While others work through the stress of the hiring process, I get to enjoy all the excitement with little of the tension. Others do the hard work of searching out the best candidates and persuading them to take a look at our college. My task is to meet 20 or 25 bright applicants for the various openings at the college. These are invariably some of the most interesting, most idealistic graduates of the best educational institutions from around the world. My conversations with candidates touch on two topics. I ask them why they want to teach and they ask me what it is that makes Monmouth a special place. Both questions stimulate great conversations.
My confidence in the future is buoyed when bright young scholars explain their attraction to a job with long hours, taxing assignments and modest compensation. Because our search committees have already pre-selected those candidates who are suited for the Monmouth culture, everyone I meet is looking for an opportunity to change lives and through those lives enrich society. When we talk of changing lives, we don’t focus on converting conservatives to liberals or poor to rich. Instead, I hear from people who understand that they will have the opportunity to introduce our students to the joy of great ideas. Our job candidates look forward to helping students discover hidden talents. They talk with excitement about the rewards of listening to students articulate reasoned opinions.

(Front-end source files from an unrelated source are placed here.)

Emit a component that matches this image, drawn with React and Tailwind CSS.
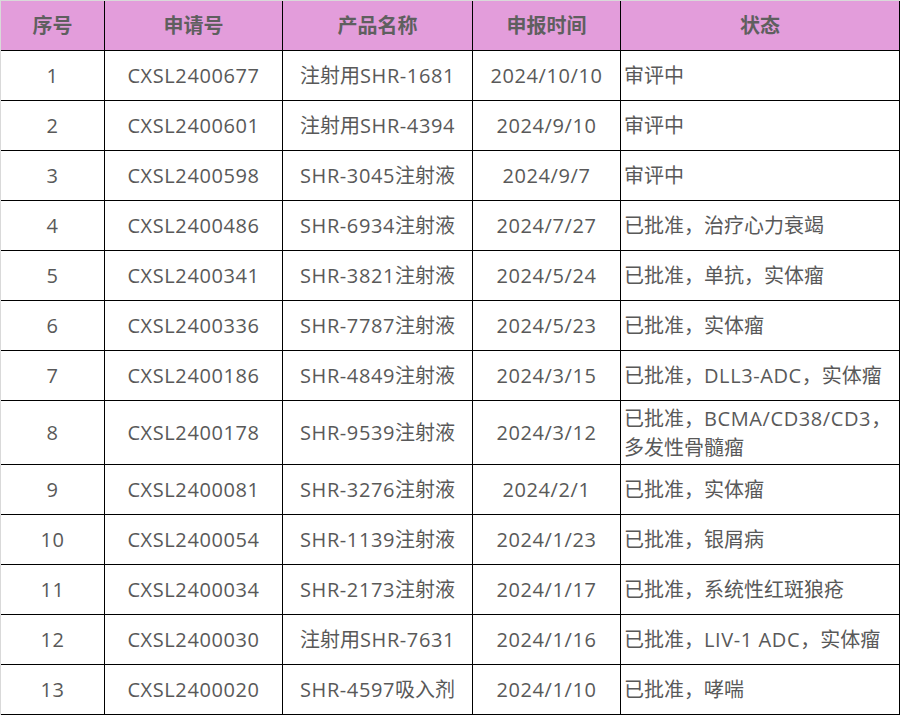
import React from 'react';

// 申报记录表：表头 + 13 行数据
const rows = [
  ['1', 'CXSL2400677', '注射用SHR-1681', '2024/10/10', '审评中'],
  ['2', 'CXSL2400601', '注射用SHR-4394', '2024/9/10', '审评中'],
  ['3', 'CXSL2400598', 'SHR-3045注射液', '2024/9/7', '审评中'],
  ['4', 'CXSL2400486', 'SHR-6934注射液', '2024/7/27', '已批准，治疗心力衰竭'],
  ['5', 'CXSL2400341', 'SHR-3821注射液', '2024/5/24', '已批准，单抗，实体瘤'],
  ['6', 'CXSL2400336', 'SHR-7787注射液', '2024/5/23', '已批准，实体瘤'],
  ['7', 'CXSL2400186', 'SHR-4849注射液', '2024/3/15', '已批准，DLL3-ADC，实体瘤'],
  ['8', 'CXSL2400178', 'SHR-9539注射液', '2024/3/12', ['已批准，BCMA/CD38/CD3，', '多发性骨髓瘤']],
  ['9', 'CXSL2400081', 'SHR-3276注射液', '2024/2/1', '已批准，实体瘤'],
  ['10', 'CXSL2400054', 'SHR-1139注射液', '2024/1/23', '已批准，银屑病'],
  ['11', 'CXSL2400034', 'SHR-2173注射液', '2024/1/17', '已批准，系统性红斑狼疮'],
  ['12', 'CXSL2400030', '注射用SHR-7631', '2024/1/16', '已批准，LIV-1 ADC，实体瘤'],
  ['13', 'CXSL2400020', 'SHR-4597吸入剂', '2024/1/10', '已批准，哮喘'],
];

const headers = ['序号', '申请号', '产品名称', '申报时间', '状态'];

const cell = 'flex items-center border-r border-b border-black';

// 西文部分字距稍宽，单独包一层
const Txt = ({ s }) =>
  s.split(/([A-Za-z0-9\-\/ ]+)/).map((part, i) =>
    /^[A-Za-z0-9\-\/ ]+$/.test(part) ? (
      <span key={i} className="tracking-[0.6px]">{part}</span>
    ) : (
      part
    )
  );

export default function App() {
  return (
    <div className="min-h-[716px] bg-white">
      <div className="w-[900px] border-t border-l border-[#d9d9d9] font-['Open_Sans','Noto_Sans_CJK_SC',sans-serif] text-[20px] text-[#595959]">
        <div className="grid grid-cols-[104px_178px_190px_148px_279px]">
          {headers.map((h) => (
            <div key={h} className={`${cell} h-[50px] justify-center bg-[#e39ddb] font-bold text-[#5f5f5f]`}>
              {h}
            </div>
          ))}
          {rows.map((r) => {
            const tall = Array.isArray(r[4]);
            const h = tall ? 'h-[64px]' : 'h-[50px]';
            return (
              <React.Fragment key={r[0]}>
                <div className={`${cell} ${h} justify-center`}><Txt s={r[0]} /></div>
                <div className={`${cell} ${h} justify-center`}><Txt s={r[1]} /></div>
                <div className={`${cell} ${h} justify-center`}><Txt s={r[2]} /></div>
                <div className={`${cell} ${h} justify-center`}><Txt s={r[3]} /></div>
                <div className={`${cell} ${h} pl-[3px] leading-[29px]`}>
                  {tall ? (
                    <div>
                      <Txt s={r[4][0]} />
                      <br />
                      <Txt s={r[4][1]} />
                    </div>
                  ) : (
                    <Txt s={r[4]} />
                  )}
                </div>
              </React.Fragment>
            );
          })}
        </div>
      </div>
    </div>
  );
}
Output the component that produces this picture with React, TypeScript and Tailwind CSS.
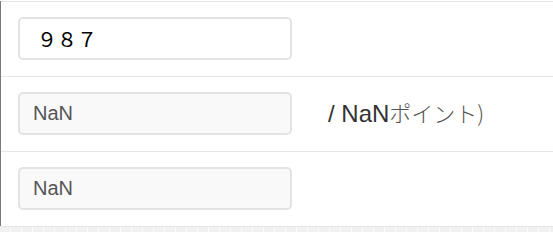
import { useState } from 'react';

const font = "font-['Liberation_Sans','Noto_Sans_CJK_JP',sans-serif]";

export default function App() {
  const [value, setValue] = useState('９８７');

  return (
    <div className={`w-[553px] h-[232px] bg-white overflow-hidden ${font}`}>
      <div className="border-l border-[#7a7a7a] mt-px">
        <div className="border-t border-[#e6e6e6] pt-[15px] pb-[16px] pl-[17px]">
          <input
            value={value}
            onChange={(e) => setValue(e.target.value)}
            className="w-[274px] h-[43px] border-2 border-[#e3e3e3] rounded-[5px] bg-white pl-[17px] text-[20px] text-black outline-none font-['Noto_Sans_CJK_JP',sans-serif]"
          />
        </div>
        <div className="border-t border-[#e6e6e6] pt-[15px] pb-[16px] pl-[17px] flex items-center">
          <input
            value="NaN"
            disabled
            className="w-[274px] h-[43px] border-2 border-[#e3e3e3] rounded-[5px] bg-[#f9f9f9] pl-[13px] text-[20px] text-[#555]"
          />
          <div className="ml-[36px] flex items-baseline text-[#333]">
            <span className="text-[24px]">/ NaN</span>
            <span className="text-[22px] text-[#555] font-['Noto_Sans_CJK_JP',sans-serif] font-light">ポイント)</span>
          </div>
        </div>
        <div className="border-t border-[#e6e6e6] pt-[15px] pb-[16px] pl-[17px]">
          <input
            value="NaN"
            disabled
            className="w-[274px] h-[43px] border-2 border-[#e3e3e3] rounded-[5px] bg-[#f9f9f9] pl-[13px] text-[20px] text-[#555]"
          />
        </div>
      </div>
      <div className="border-t border-[#e6e6e6] h-[6px] bg-[repeating-linear-gradient(90deg,#f1f1f1_0_10px,#fbfbfb_10px_11px)]" />
    </div>
  );
}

I enjoy knowing that a year from now our students will be learning from the very best of a group who will all become great teachers.
Most of the candidates I see will get multiple job offers, even in this environment that has many colleges freezing all hiring. So I answer carefully when they ask what makes Monmouth special. It is a careful answer, but also an easy one, and one that will resonate with the idealism of our best candidates. Ours is a college that takes very good students and makes them even better. Ours is a college that knows that it is very good and is working relentlessly to become even better. Professors who come to Monmouth, I assure them, will have the daily reward of knowing that they are helping students become better learners and ultimately better citizens.
We all know that it is hard to work with a student who doesn’t already have basic skills. But it is even harder to work with one who believes that he or she already has sufficient skills and is expecting to get a degree without working remarkably hard. Likewise, few job candidates are looking for a college that doesn’t already have some remarkable programs. But at the same time, the best candidates, I think, are those who are looking for that college that will ask its faculty to work remarkably hard to make themselves, and by extension, our college even better. That is exactly what we have to offer and why I am confident that again this year we will have one of the best classes of new faculty of any college in the country.